É difícil manter a convicção na expansão dos investimentos, pois os sinais de impacto negativo na confiança começam a surgir e os juros reais se elevaram após o início da crise política. Quanto mais se prolongue a incerteza (política e econômica) mais negativo tenderá a ser o impacto sobre a esperada recuperação econômica anteriormente vislumbrada para 2018.

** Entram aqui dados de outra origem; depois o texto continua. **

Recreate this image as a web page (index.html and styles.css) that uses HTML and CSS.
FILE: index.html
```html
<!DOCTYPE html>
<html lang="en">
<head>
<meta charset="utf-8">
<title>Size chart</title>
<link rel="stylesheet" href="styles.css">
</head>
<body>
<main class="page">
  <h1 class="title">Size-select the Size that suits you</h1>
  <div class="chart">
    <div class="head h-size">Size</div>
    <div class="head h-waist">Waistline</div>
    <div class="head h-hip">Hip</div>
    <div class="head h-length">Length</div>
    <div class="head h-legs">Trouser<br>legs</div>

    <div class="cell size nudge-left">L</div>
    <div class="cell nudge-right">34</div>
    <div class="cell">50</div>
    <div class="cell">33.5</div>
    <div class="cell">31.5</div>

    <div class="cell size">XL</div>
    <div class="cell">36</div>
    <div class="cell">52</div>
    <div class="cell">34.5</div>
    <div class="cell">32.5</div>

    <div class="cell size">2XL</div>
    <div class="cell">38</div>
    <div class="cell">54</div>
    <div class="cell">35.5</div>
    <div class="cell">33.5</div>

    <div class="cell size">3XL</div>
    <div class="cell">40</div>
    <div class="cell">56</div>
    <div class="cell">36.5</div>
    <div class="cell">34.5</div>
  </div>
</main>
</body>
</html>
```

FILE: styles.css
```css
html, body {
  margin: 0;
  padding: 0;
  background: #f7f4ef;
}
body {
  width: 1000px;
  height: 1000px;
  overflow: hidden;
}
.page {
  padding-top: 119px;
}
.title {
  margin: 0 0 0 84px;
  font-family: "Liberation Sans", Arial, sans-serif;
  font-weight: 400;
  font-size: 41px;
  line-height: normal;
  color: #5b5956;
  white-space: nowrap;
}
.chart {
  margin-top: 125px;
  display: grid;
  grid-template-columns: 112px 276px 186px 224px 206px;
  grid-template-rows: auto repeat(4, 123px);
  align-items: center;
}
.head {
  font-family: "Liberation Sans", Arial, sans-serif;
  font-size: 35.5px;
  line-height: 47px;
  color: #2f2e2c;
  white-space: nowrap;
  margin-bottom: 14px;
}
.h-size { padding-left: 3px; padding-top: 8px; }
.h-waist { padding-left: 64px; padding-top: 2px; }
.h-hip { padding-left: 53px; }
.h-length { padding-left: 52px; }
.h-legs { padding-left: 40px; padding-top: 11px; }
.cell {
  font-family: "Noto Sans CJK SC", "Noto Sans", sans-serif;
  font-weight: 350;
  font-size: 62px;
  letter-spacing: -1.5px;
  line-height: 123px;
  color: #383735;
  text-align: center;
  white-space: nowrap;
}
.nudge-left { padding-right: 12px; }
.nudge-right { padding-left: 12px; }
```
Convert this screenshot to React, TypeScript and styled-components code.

O comportamento dos juros reais dos títulos vinculados à inflação do governo federal ajudam a explicitar o impacto das incertezas e os desafios aos investimentos. O comportamento dos juros reais em um título do governo de prazo de cinco anos no período de sete anos (sempre o juro do título mais próximo de cinco anos é utilizado) pode ser considerado como uma base para o custo de oportunidade de um novo investimento na economia real e é sensível ao ciclo econômico. Com exceção de um breve interlúdio em 2012 (quando a Selic foi reduzida mesmo com inflação claramente acima do centro da meta), os juros reais de médio prazo têm permanecido ao redor de 6%, mesmo em cenários bastante distintos.

Este ano, uma tendência de queda vinha se consolidando e os juros reais de mercado ameaçavam romper a barreira dos 5% de forma mais sustentável, mas após a recente crise política voltamos a se aproximar dos 6% reais. Isso ocorre em um momento (diferentemente de períodos anteriores), em que as expectativas de inflação encontram-se ancoradas na meta para o período (cinco anos) ou até abaixo do centro da meta para períodos mais curtos.

Claramente, as dúvidas sobre a extensão da crise política e seu eventual impacto sobre a agenda reformista (com consequências sobre a sustentabilidade das contas públicas e do crescimento) são os principais elementos levando os investidores a demandarem maior prêmio nos juros reais. Uma inflação corrente muito baixa (por vezes indevidamente extrapolada para o futuro) também pode contribuir para elevar o juro real esperado. Finalmente, vale acrescentar que em breve o Conselho Monetário Nacional (CMN) irá fixar a meta de inflação para 2019 e como mostra a pesquisa Focus, o mercado já projeta uma provável redução do centro da meta para 4,25% (ante os 4,5% fixados para 2018), ancorando suas projeções neste nível.

No ambiente registrado antes de maio, quando a confiança na aprovação das reformas era crescente e as incertezas eram reduzidas de forma consistente parecia de fato um desperdício não se valer da queda na inflação de 2017 e na ancoragem das expectativas para iniciar uma convergência da meta de inflação para patamares mais próximos de outros emergentes. Porém, já que as incertezas são muito maiores e, portanto, o custo de reduzir a inflação de 2018 (4,6% na última projeção oficial do BC e 4,4% no consenso de mercado) para 2019 (4,25%) parece menos trivial e também pode sustentar um maior prêmio de risco na curva de juros.

O ambiente externo amistoso torna menos dramático o impasse político domestico, mas esse cenário não deveria ser extrapolado no tempo, inclusive porque o prêmio de risco em elevação (refletido em desconfiança e maior juro real) tende a corroer as bases da incipiente recuperação econômica o que em última instância alimentará a crise política.

Na ausência de estresse externo (e portanto na taxa de câmbio aqui) e com titubeante recuperação econômica o BC poderá cortar mais o juro do que o mercado atualmente projeta, mas além de contar com “sorte”, um conteúdo mínimo da agendar reformista e alguma ousadia dos formuladores da política econômica serão essenciais para atravessarmos a “pinguela”.